Mittelmeerraum

Kulturräumlich-zivilisatorische Trias

Länderkunden gibt es Hunderte, von fast allen wichtigen Ländern der Erde, von manchen gar mehrere. Und einige sind wirklich gut, in dem Sinne, daß es darin gelungen ist, die aktuelle, im historisch-aktuellen Widerstreit der natürlichen und gesellschaftlichen Rahmenbedingungen gewachsene geographische Substanz des betreffenden Landes zu durchdringen, in ihrem regionalen und globalen gesellschaftlichen und ökologischen Verbund sachgerecht, mit den nötigen Details und in verständlicher Sprache in Wort und Bild darzulegen, zu bewerten und schließlich auf die (nähere) ökologische und ökonomische Zukunft hin zu projizieren.

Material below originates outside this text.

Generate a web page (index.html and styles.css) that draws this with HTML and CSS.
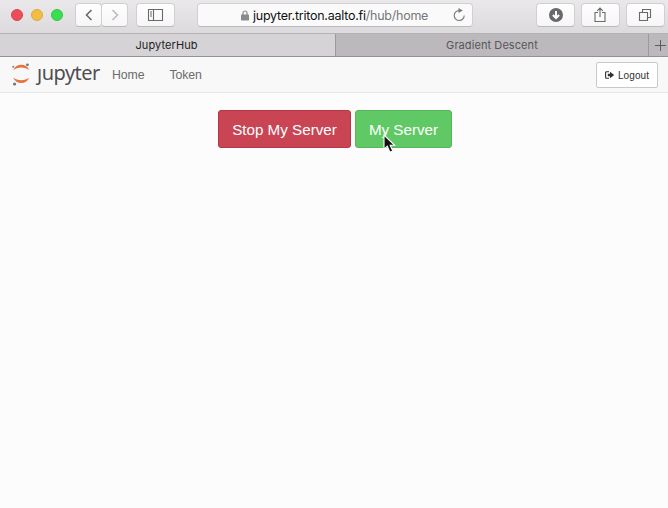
FILE: index.html
```html
<!DOCTYPE html>
<html lang="en">
<head>
<meta charset="utf-8">
<title>JupyterHub</title>
<link rel="stylesheet" href="styles.css">
</head>
<body>
<header class="toolbar">
  <div class="lights"><i class="light red"></i><i class="light yellow"></i><i class="light green"></i></div>
  <div class="history">
    <button class="tool back"><svg width="8" height="12" viewBox="0 0 8 12"><path d="M6.5 1 1.5 6l5 5"/></svg></button>
    <button class="tool forward"><svg width="8" height="12" viewBox="0 0 8 12"><path d="m1.5 1 5 5-5 5"/></svg></button>
  </div>
  <button class="tool sidebar"><svg width="15" height="12" viewBox="0 0 15 12"><path d="M.5.5h14v11H.5zM5.5.5v11M2 3h2M2 5h2M2 7h2"/></svg></button>
  <div class="address">
    <svg class="lock" width="8" height="11" viewBox="0 0 8 11"><path class="shackle" d="M2 5V3a2 2 0 0 1 4 0v2"/><rect y="4.5" width="8" height="6" rx=".7"/></svg>
    <span class="url">jupyter.triton.aalto.fi<span class="path">/hub/home</span></span>
    <svg class="reload" width="13" height="14" viewBox="0 0 13 14"><path d="M6 2.5A5 5 0 1 0 11.2 7.5"/><path class="fill" d="M5.5 0v5l4.3-2.5z"/></svg>
  </div>
  <div class="actions">
    <button class="tool"><svg width="14" height="14" viewBox="0 0 14 14"><circle class="fill" cx="7" cy="7" r="7"/><path class="arrow" d="M7 3v7M3.9 7 7 10.1 10.1 7"/></svg></button>
    <button class="tool"><svg width="13" height="16" viewBox="0 0 13 16"><path d="M4 5.5H1v9h10v-9H8M6 10V1M3.2 3.8 6 1l2.8 2.8"/></svg></button>
    <button class="tool"><svg width="13" height="13" viewBox="0 0 13 13"><path d="M.5 3.5h8v8h-8zM3.5 3.5v-3h8v8h-3"/></svg></button>
  </div>
</header>
<nav class="tabs">
  <div class="tab active">JupyterHub</div>
  <div class="tab">Gradient Descent</div>
  <div class="add"><svg width="11" height="11" viewBox="0 0 11 11"><path d="M5.5 0v11M0 5.5h11"/></svg></div>
</nav>
<nav class="navbar">
  <a class="brand">
    <svg width="19" height="25" viewBox="0 0 20 26"><path class="orange" d="M1.2 8.4C4.5.8 15 .8 18.2 8.4 13.5 4.8 6 4.8 1.2 8.4zM1.2 16.2C6 20 13.5 20 18.2 16.2 15 24 4.5 24 1.2 16.2z"/><circle cx="16.2" cy="2.8" r="1.5"/><circle cx="1.3" cy="4.8" r="1"/><circle cx="2.7" cy="23" r="1.7"/></svg>
    <span class="wordmark">ȷupyter</span>
  </a>
  <a class="link home">Home</a>
  <a class="link token">Token</a>
  <a class="logout"><svg width="10" height="8" viewBox="0 0 10 8"><path class="door" d="M4 .7H1.5Q.6.7.6 1.6v4.8q0 .9.9.9H4"/><path d="M2.8 2.7H5V.7L9.2 4 5 7.3v-2H2.8z"/></svg><span>Logout</span></a>
</nav>
<main class="content">
  <a class="btn stop">Stop My Server</a>
  <a class="btn server"><span>My Server</span>
    <svg class="cursor" width="14" height="20" viewBox="0 0 14 20"><path d="M1 1v14.2l3.3-3 2.6 6 2.9-1.2-2.6-5.7h4.4z"/></svg>
  </a>
</main>
</body>
</html>
```
FILE: styles.css
```css
* { box-sizing: border-box; }
body { margin: 0; height: 508px; overflow: hidden; background: #fcfcfc; font-family: "Liberation Sans", Arial, sans-serif; }
svg { display: block; flex: none; overflow: visible; }
.toolbar { display: flex; align-items: flex-start; height: 33px; padding: 3px 3px 0 11px; background: linear-gradient(#ebe8eb, #dddadd); font-family: Inter, sans-serif; }
.lights { display: flex; gap: 8px; padding-top: 6px; }
.light { width: 12px; height: 12px; border-radius: 50%; }
.red { background: #ed4c59; border: 1px solid #d84450; }
.yellow { background: #f1bd42; border: 1px solid #dcaa3d; }
.green { background: #37df51; border: 1px solid #32c648; }
.history { display: flex; margin-left: 12px; }
.tool { display: flex; align-items: center; justify-content: center; width: 39px; height: 24px; padding: 0; border: 1px solid #d2cfd2; border-bottom-color: #bcb9bc; border-radius: 4px; background: linear-gradient(#fefefe, #f7f6f7); }
.tool svg { fill: none; stroke: #6a696a; stroke-width: 1.1; }
.history .tool { width: 27px; }
.history .tool + .tool { margin-left: -1px; }
.history .tool svg { stroke-width: 1.6; }
.history .forward svg { stroke: #bdbcbd; }
.sidebar { margin-left: 8px; }
.tool .fill { fill: #69686a; stroke: none; }
.tool .arrow { stroke: #fff; stroke-width: 2; }
.address { display: flex; align-items: center; width: 276px; height: 24px; margin-left: 22px; padding: 0 6px 0 43px; border: 1px solid #d2cfd2; border-bottom-color: #bcb9bc; border-radius: 4px; background: #fbfafb; }
.lock { fill: #8b8a8b; margin-right: 4px; }
.shackle { fill: none; stroke: #8b8a8b; stroke-width: 1.2; }
.url { width: 176px; padding-top: 1px; color: #111; font-size: 12.5px; line-height: 20px; letter-spacing: -.24px; white-space: nowrap; }
.path { color: #777; }
.reload { margin-left: auto; fill: none; stroke: #7b7a7b; stroke-width: 1.1; }
.reload .fill { fill: #7b7a7b; stroke: none; }
.actions { display: flex; gap: 6px; margin-left: auto; }
.tabs { display: flex; height: 24px; border-top: 1px solid #b5b2b5; border-bottom: 1px solid #949195; background: #bcb9bc; font-family: Inter, sans-serif; font-size: 11px; line-height: 23px; text-align: center; color: #58565a; }
.tab { width: 312px; letter-spacing: .08px; }
.tab.active { width: 336px; padding-right: 2px; border-right: 1px solid #9c999d; background: #d6d3d6; color: #222; }
.add { display: flex; align-items: center; justify-content: center; width: 20px; padding-left: 4px; border-left: 1px solid #9c999d; }
.add svg { stroke: #5e5c60; stroke-width: 1; }
.navbar { display: flex; align-items: center; height: 36px; padding: 0 10px 0 11px; border-bottom: 1px solid #e6e6e6; background: #f8f8f8; }
.brand { display: flex; align-items: center; width: 101px; height: 35px; padding-left: 1px; }
.brand svg { fill: #77777b; }
.brand .orange { fill: #e5733e; }
.wordmark { margin: -3px 0 0 6px; color: #4e4e50; font: 20px/24px "Noto Sans", sans-serif; letter-spacing: -.5px; }
.link { color: #6c6c6c; font-size: 12.3px; line-height: 18px; letter-spacing: -.1px; }
.token { margin-left: 25px; }
.logout { display: flex; align-items: center; justify-content: center; gap: 3px; width: 62px; height: 26px; margin-left: auto; padding-top: 1px; border: 1px solid #c9c9c9; border-radius: 2px; background: #fff; color: #303030; font-size: 10px; letter-spacing: .1px; }
.logout svg { fill: #303030; }
.logout .door { fill: none; stroke: #303030; stroke-width: 1.1; }
.content { display: flex; justify-content: center; gap: 4px; padding: 17px 0 0 2px; }
.btn { position: relative; display: flex; align-items: center; justify-content: center; height: 38px; border: 1px solid; border-radius: 3px; color: #fff; font-size: 15.2px; line-height: 20px; white-space: nowrap; padding-top: 2px; }
.stop { width: 133px; background: #c94553; border-color: #b53745; }
.server { width: 97px; background: #60c965; border-color: #55b65a; }
.cursor { position: absolute; left: 27px; top: 23px; fill: #111; stroke: #fff; stroke-width: 1.1; }
```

Dies für ein ganzes Bündel von Ländern zu tun, wie es hier Horst-Günter Wagner versucht hat, heißt freilich, Komplexität und Problematik zu potenzieren, zumal für einen Raum, der trotz gemeinsamer naturräumlicher Grundlagen gerade durch seine Kontraste auf engstem Raum auffällt: Europa, Afrika und Asien – die römisch-katholische und die orthodoxe Kirche sowie der Islam – Industrie- und Entwicklungsländer – Boomzonen und „Hinterwaldregionen“ – wachsende und schrumpfende generative „Räume“ stehen dafür. Und dennoch zieht sich ein erstaunlich starkes „mediterranes“ Regionalbewußtsein gewissermaßen als Gegenpart zur Globalisierung bis heute durch diesen Raum. Die wirtschaftlichen und sozialen Ungleichgewichte, der Gegensatz zwischen Stadt und Land, zwischen Binnenregionen und Küsten, die Rolle der inländischen, zwischenstaatlichen und nach außen gerichteten Wanderungsbewegungen, der differenzierte soziale Wandel der Erwerbsstrukturen u. a. mehr wird hier exzellent analysiert und bewertet, gekonnt bebildert, „bezeichnet“ und in den Gesamtzusammenhang gestellt. Wagner (Geograph an der Universität Würzburg) zeigt dabei enorme Detailkenntnisse, eine hohe Kompetenz auf allen relevanten Feldern der Geographie, Geschichte und Sozialwissenschaft, sowie vor allem die Fähigkeit zu einer optimalen Verknüpfung von Raum und Prozeß. Er strukturiert diesen „Kampfraum zwischen Beharrung und Innovation“ und stellt abschließend in seinen „Einblicken“ heraus, wie sich die Gesamtregion derzeit darstellt, wie von innen und von außen versucht wird, die regionalen Disparitäten mit Staats- und internationalen Mitteln zu beseitigen, wie die EU zum Mittelmeerraum und dieser zur EU und zum globalen „Staatenverbund“ steht und zeigt dabei sehr klar, wie sich das Bild im Vergleich zur Vergangenheit verschoben hat. Literaturverzeichnis, Orts- und Sachregister entsprechen dem hohen Niveau dieser wirklichen Länderkunde, denn alle anderen sind – streng und wörtlich genommen – „nur“ Landeskunden. Dies Werk ist für jeden eine Fundgrube und ein Lektion, sei er nun Wissenschaftler, Lehrer oder einfach nur ein an Vergangenheit, Gegenwart oder Zukunft dieses Raumes oder eines seiner Teile interessierter Laie.